Subpart C. Program Credit Length Waivers for Associate and Baccalaureate Degrees.

  1. Authority. The system office determines the approval or disapproval of all requests for waivers to exceed program credit length limitations.
  2. Criteria for Granting Waivers. Credit length waivers may be granted when determined necessary to ensure that the degree provided meets industry or professional standards. Waivers shall be granted only when a need for a longer program credit length is demonstrated by one or more of the following:

    a. Industry Standards
    (1) National or international program certification,
    (2) National or international standards, including skill standards,
    (3) Standards recommended by a primary employer or multiple employers within a program service area.

    b. Professional Standards
    (1) National specialized program accreditation,
    (2) State licensure requirements,
    (3) National practices or standards.
  3. Waiver Process for Associate in Arts, Associate in Science, Associate in Fine Arts and Baccalaureate degrees. The following process shall be followed to request a waiver:

    a. Preparation of a waiver application for submission to the system office shall be consistent with accepted college or university curriculum approval processes. Waiver requests for similar academic programs may be pursued on a multi-college/university basis when recommended by faculty consistent with accepted processes at each participating college or university.

    b. Academic program advisory committees may provide recommendations on learning requirements. Program advisory committee recommendations that support the standards may be submitted with the waiver request. Board policy requires student representation on college academic program advisory committees as specified in Policy 2.3 and Procedure 2.3.1.

    c. Waiver applications will be distributed for review and comment to statewide student associations, faculty union leadership, and college and university administrators.

    d. The system office will act on the waiver application and notify the applicant.

    e. Appeals related to waiver decisions will be processed through the vice chancellor for academic and student affairs.
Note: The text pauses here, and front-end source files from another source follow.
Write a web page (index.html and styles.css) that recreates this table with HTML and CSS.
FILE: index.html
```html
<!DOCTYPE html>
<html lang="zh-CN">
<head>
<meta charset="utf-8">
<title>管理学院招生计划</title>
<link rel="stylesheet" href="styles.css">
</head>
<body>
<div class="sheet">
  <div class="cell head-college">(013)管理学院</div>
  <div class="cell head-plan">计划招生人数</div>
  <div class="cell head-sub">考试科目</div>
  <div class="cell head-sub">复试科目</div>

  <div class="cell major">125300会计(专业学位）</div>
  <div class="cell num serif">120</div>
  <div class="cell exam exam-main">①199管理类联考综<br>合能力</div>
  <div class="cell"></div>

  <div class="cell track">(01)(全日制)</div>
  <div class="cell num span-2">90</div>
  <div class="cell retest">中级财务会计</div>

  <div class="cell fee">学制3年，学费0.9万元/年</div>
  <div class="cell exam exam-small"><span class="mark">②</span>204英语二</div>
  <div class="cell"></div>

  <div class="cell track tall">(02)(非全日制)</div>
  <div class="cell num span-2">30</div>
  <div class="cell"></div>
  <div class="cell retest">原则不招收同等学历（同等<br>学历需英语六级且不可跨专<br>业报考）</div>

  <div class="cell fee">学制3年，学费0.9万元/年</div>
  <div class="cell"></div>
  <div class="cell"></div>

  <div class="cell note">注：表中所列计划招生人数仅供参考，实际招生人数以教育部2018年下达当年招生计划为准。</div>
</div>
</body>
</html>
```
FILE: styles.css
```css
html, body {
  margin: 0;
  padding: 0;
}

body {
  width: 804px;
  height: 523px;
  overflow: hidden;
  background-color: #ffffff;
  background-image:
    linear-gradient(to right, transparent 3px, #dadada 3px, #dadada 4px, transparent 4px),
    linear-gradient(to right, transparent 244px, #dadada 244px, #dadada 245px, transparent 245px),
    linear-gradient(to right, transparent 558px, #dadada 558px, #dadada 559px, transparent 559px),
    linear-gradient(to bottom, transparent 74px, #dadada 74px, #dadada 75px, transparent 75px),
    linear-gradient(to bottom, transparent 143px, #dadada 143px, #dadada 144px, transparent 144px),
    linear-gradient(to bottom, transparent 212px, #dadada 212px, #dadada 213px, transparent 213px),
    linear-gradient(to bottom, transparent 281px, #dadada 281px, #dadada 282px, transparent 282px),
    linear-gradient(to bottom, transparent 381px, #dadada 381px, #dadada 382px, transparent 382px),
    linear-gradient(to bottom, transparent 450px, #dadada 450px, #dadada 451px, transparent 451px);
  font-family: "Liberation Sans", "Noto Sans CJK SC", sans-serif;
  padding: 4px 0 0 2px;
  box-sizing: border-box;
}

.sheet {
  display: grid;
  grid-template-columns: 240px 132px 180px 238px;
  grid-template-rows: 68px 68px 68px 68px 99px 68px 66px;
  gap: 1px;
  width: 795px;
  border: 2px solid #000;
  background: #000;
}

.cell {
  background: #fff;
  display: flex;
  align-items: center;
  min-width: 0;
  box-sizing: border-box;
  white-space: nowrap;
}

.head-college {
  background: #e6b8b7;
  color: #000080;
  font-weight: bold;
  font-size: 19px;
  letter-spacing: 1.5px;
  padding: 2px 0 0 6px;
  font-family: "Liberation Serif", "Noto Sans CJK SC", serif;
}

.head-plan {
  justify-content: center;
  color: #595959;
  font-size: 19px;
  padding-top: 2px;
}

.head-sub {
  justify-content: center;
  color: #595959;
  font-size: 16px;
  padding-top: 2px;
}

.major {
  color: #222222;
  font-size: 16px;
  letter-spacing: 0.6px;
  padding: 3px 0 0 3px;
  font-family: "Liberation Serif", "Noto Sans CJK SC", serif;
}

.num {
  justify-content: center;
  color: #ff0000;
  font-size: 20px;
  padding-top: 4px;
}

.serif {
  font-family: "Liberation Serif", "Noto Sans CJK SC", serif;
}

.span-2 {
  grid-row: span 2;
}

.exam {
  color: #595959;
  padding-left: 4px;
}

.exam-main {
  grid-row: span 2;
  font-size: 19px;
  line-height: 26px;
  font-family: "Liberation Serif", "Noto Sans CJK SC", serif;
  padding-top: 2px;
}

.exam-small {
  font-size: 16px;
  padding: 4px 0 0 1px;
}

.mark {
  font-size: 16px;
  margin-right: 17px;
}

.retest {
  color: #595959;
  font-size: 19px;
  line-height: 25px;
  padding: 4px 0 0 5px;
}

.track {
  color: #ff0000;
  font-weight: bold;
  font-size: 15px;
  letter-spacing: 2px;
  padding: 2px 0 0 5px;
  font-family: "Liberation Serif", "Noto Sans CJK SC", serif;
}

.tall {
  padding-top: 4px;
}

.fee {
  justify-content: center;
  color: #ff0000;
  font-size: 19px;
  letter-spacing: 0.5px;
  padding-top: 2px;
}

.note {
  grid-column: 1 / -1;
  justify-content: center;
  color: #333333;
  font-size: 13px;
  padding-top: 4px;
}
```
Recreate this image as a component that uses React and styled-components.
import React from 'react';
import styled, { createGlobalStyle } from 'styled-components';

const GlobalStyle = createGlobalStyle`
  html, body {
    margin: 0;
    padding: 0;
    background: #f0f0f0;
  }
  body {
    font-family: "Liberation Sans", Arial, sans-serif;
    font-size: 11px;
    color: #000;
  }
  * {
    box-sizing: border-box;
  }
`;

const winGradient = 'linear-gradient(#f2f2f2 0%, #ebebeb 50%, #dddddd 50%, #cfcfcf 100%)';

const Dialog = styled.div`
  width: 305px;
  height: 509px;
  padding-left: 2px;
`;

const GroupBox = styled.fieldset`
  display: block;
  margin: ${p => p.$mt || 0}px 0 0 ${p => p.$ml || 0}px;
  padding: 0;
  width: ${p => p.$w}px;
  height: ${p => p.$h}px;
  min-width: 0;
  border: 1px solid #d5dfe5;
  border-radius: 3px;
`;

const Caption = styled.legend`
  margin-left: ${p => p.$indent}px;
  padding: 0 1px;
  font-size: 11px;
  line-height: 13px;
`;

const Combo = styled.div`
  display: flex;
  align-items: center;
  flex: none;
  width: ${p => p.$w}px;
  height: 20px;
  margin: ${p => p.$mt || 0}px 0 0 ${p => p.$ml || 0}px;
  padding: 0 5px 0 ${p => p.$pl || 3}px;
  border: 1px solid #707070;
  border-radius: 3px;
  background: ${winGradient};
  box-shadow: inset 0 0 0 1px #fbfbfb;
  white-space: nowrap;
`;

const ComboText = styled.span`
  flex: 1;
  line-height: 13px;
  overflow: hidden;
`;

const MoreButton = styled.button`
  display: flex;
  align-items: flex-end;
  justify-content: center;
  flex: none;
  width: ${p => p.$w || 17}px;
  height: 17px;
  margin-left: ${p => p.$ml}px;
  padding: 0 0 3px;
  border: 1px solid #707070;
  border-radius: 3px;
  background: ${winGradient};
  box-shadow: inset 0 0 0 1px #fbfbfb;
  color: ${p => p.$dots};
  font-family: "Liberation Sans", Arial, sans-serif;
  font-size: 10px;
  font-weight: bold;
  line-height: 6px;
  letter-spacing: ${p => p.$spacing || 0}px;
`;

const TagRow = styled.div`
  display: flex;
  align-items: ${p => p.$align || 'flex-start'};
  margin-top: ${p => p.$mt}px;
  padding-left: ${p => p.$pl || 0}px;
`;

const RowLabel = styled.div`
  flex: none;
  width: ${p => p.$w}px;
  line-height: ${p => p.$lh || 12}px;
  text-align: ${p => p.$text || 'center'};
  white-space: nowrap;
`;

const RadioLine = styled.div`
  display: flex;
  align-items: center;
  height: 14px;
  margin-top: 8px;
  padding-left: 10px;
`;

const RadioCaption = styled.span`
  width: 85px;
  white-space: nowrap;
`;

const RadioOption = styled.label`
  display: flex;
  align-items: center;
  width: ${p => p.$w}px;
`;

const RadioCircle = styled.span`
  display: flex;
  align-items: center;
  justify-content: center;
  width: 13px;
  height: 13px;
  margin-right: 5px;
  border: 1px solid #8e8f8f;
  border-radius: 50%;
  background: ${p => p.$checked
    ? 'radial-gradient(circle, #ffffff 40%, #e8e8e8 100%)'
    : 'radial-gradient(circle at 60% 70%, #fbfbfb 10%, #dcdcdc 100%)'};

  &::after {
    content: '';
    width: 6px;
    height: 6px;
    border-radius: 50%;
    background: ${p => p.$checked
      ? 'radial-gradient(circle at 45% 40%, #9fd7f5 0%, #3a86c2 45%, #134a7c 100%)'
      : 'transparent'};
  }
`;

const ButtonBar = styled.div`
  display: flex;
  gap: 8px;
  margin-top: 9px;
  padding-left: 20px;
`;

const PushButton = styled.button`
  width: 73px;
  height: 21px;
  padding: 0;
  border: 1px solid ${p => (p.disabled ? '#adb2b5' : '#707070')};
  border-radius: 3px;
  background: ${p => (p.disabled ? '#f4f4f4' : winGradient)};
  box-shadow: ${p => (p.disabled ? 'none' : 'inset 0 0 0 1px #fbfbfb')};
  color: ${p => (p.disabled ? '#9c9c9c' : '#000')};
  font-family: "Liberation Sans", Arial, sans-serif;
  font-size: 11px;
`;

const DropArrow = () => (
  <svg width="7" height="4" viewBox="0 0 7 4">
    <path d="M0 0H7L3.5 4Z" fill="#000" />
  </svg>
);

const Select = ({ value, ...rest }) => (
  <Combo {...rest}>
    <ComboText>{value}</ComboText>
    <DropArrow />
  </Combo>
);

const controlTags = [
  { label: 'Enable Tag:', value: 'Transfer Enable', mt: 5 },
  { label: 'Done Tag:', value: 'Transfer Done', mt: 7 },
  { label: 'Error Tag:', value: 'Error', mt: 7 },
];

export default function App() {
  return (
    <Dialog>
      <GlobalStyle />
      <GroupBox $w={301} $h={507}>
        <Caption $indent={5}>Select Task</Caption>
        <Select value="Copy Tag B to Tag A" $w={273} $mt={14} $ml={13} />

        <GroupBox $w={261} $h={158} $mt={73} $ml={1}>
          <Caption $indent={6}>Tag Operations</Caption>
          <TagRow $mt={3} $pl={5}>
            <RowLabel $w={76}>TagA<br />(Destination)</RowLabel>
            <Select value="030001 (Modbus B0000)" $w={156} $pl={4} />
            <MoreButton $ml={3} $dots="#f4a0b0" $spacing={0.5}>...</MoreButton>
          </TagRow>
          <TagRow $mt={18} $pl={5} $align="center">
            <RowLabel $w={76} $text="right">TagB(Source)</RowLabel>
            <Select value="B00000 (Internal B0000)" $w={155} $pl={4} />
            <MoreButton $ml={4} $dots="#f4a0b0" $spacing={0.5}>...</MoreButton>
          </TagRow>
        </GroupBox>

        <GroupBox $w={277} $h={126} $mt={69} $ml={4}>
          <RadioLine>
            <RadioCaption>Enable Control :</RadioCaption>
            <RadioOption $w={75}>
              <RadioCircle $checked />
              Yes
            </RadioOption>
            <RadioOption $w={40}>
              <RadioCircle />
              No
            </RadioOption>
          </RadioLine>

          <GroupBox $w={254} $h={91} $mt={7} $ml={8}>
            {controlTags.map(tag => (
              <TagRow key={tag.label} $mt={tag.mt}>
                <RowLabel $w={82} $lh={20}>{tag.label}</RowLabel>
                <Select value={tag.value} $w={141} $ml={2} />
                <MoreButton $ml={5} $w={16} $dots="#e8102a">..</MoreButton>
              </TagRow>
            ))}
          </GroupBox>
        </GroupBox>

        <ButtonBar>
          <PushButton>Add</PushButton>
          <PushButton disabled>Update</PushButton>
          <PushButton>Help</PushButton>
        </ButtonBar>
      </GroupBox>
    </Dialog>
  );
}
    f. Public information regarding the waiver process, review criteria, rationale for decisions, and decisions reached will be available on the system office website.
  4. Waiver Process for Associate in Applied Science degrees. The following process shall be followed to request a waiver:

    a. Preparation of a waiver application for submission to the system office shall be consistent with accepted college or university curriculum approval processes.

    b. An associate in applied science waiver application shall compare and contrast credit lengths of comparable programs and provide a program analysis describing learning outcomes not found in shorter programs.

    c. Academic program advisory committees shall provide recommendations on learning requirements. Board policy requires student representation on college academic program advisory committees as specified in Policy 2.3 and Procedure 2.3.1.

    d. Waiver applications shall document the approval of the college curriculum committee, the program advisory committee, and the college student representative on the program advisory committee. If there was no college student representative on the program advisory committee, the college student association shall review and comment on the waiver application.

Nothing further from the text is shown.